Nowa fala pandemii, konkurencja e-commerce i niedobór kandydatów do pracy sprawiają, że sieci i galerie handlowe przyjmą mniej sezonowych pracowników niż w 2019 r.

Foto: Shutterstock

Wprawdzie piątkowe dane GUS pokazują, że wysoka inflacja pogorszyła w listopadzie nastroje konsumenckie, to tegoroczny sezon świąteczny powinien być w wielu branżach udany, a ich obroty – rekordowe. Na wydatkach na święta Bożego Narodzenia Polacy bowiem nie oszczędzają nawet w kryzysach, a tym bardziej teraz, gdy spora część pracowników dostała w mijającym roku podwyżki pensji.

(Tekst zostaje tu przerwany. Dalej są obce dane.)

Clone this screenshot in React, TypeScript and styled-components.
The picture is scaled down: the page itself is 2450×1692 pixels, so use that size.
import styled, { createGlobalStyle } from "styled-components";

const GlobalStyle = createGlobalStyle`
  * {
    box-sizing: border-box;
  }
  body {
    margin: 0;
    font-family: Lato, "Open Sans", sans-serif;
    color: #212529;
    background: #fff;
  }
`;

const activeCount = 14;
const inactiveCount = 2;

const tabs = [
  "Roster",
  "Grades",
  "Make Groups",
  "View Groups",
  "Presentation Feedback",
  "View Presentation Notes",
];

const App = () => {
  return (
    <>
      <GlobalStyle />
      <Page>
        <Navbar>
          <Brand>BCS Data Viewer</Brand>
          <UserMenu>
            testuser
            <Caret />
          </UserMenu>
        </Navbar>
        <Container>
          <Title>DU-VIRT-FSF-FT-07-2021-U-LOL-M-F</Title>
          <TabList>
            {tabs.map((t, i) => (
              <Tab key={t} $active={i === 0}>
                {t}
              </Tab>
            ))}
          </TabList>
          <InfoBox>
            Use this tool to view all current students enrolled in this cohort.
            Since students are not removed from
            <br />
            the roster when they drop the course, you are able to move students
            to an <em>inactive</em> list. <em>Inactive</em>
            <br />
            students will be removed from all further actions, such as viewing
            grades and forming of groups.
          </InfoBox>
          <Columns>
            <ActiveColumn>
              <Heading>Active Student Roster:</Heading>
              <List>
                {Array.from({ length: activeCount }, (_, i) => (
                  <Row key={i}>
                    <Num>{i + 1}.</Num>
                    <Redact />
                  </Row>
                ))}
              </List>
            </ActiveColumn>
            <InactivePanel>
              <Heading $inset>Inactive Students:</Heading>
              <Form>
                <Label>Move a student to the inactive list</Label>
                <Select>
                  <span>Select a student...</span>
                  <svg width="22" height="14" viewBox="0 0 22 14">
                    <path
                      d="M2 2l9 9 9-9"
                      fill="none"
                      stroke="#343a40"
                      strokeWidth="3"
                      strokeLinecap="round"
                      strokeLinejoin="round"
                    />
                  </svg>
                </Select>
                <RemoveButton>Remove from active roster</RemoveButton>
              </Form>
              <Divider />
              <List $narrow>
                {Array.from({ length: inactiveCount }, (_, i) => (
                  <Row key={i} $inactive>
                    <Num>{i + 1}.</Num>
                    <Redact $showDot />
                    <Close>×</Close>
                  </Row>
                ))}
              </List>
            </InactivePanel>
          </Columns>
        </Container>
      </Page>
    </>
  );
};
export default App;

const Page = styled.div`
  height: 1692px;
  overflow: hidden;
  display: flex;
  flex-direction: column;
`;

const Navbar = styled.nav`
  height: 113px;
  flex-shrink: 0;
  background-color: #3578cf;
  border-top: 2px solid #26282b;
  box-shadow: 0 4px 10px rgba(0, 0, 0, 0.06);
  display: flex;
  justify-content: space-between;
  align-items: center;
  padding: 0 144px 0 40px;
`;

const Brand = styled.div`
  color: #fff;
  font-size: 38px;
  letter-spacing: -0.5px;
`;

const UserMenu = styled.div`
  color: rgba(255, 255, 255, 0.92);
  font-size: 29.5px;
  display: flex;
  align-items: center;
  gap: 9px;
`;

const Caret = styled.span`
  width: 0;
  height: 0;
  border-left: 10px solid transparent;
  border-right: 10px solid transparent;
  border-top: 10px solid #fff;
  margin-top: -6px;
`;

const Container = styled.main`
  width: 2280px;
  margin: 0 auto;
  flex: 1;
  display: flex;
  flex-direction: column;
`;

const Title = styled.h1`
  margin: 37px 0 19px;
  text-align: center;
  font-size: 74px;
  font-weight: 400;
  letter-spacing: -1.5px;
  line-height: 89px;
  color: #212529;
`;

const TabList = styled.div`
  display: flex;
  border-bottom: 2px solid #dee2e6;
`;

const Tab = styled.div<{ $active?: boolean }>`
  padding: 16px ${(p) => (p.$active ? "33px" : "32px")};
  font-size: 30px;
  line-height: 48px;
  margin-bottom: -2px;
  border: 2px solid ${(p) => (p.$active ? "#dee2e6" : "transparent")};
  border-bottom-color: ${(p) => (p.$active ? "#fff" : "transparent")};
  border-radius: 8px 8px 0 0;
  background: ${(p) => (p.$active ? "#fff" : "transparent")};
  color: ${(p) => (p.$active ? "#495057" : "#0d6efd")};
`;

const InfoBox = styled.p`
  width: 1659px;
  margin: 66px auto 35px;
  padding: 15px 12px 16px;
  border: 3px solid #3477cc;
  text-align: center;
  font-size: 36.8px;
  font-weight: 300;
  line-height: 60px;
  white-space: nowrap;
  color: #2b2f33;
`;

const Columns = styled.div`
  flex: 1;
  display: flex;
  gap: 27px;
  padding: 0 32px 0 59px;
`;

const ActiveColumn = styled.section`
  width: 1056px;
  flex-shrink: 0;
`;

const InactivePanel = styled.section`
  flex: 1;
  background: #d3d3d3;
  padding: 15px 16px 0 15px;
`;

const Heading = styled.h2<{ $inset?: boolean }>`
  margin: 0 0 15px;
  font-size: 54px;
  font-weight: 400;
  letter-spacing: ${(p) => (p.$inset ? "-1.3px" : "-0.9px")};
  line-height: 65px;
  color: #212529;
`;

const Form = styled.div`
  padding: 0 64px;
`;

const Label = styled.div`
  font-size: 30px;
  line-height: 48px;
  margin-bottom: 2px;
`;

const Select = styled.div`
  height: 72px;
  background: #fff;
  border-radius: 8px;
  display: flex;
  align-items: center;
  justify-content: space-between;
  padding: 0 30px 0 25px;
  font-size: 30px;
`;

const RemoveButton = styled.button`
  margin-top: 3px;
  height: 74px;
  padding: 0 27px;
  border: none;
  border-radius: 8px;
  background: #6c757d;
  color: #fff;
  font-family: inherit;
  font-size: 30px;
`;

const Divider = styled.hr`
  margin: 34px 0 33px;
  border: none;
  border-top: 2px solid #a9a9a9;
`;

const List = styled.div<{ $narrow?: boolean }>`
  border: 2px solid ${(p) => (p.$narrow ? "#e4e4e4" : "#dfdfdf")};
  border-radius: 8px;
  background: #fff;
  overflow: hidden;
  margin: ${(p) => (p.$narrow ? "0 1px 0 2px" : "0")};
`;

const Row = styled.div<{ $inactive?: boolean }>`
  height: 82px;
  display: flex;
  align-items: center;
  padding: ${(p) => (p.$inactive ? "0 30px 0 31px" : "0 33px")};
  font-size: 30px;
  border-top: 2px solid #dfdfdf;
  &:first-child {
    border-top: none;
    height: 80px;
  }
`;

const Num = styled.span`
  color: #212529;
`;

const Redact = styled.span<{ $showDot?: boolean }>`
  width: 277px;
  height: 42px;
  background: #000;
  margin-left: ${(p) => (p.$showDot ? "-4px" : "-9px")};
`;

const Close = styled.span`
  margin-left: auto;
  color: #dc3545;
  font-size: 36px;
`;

Jak jednak wynika z danych agencji zatrudnienia, tegoroczny sezon świąteczny na rynku pracy tymczasowej będzie wprawdzie lepszy niż ten z 2020 r. – gdy działalność handlu ograniczały obostrzenia sanitarne – ale nie pobije rekordu z 2019 r.

Późniejsze decyzje

– W tym roku zapotrzebowanie na pracowników jest nieco większe niż w ubiegłym roku, ale mniejsze niż przed pandemią – ocenia Ewa Klimczuk, dyrektor operacyjna agencji zatrudnienia Gi Group, która do lata tego roku działała jako Work Service. (Po zatwierdzonej w tym tygodniu przez sąd zmianie nazwy również na giełdzie nazwa Work Service została zastąpiona przez markę głównego akcjonariusza spółki – Gi Group).

O mniejszym zapotrzebowaniu na pracowników sezonowych w porównaniu z okresem sprzed pandemii mówi też Mateusz Żydek, rzecznik agencji zatrudnienia Randstad. To w dużej mierze efekt słabszego popytu ze strony handlu detalicznego, który pod koniec minionej dekady był głównym klientem agencji pracy tymczasowej przed świętami Bożego Narodzenia.

Foto: GG Parkiet

W tym roku, według danych Randstad, zapotrzebowanie na pracowników sezonowych w handlu detalicznym jest nawet kilka razy mniejsze niż w 2019 r. i utrzymuje się na poziomie z 2020 r. Co prawda sklepy nadal szukają przed świętami dodatkowych pracowników, m.in. do rozkładania towaru, ale – przynajmniej na razie – na mniejszą skalę niż przed wybuchem pandemii.

– Widać, że firmy przyglądają się sytuacji i popytowi, podejmują decyzje dotyczące zatrudnienia później niż w latach ubiegłych – twierdzi Ewa Klimczuk z Gi Group, dodając, że oczekiwany wzrost sprzedaży w centrach handlowych czy hurtowniach wymaga dodatkowych osób do wykładania towaru, prac inwentaryzacyjnych, do pakowania prezentów. Potrzeba też będzie więcej sprzedawców, pracowników porządkowych, ochroniarzy, a także hostess i animatorów zabaw w przebraniu Mikołaja, aniołka czy śnieżynki. Te dwie ostatnie grupy pracowników nie mogą jednak liczyć na duży wybór ofert wobec rosnącej liczby i chorych na Covid-19.

Bariera niedoboru kadr

– Sytuacja związana z rozwojem IV fali koronawirusa i możliwymi obostrzeniami nadal jest niejasna – twierdzi Krzysztof Inglot, prezes agencji zatrudnienia Personnel Service. Jak ocenia Mateusz Żydek, na razie oferty z handlu detalicznego dotyczą głównie pracy w drogeriach i sklepach odzieżowych: sieci szukają asystentów sprzedaży czy osób do pakowania prezentów. Pomimo uspokajających komunikatów, które oddalają widmo twardego lockdownu, firmy z tego sektora są ostrożne w rekrutacji. Dotyczy to szczególnie sieci sklepów w galeriach handlowych, choć wiele zależy od lokalizacji.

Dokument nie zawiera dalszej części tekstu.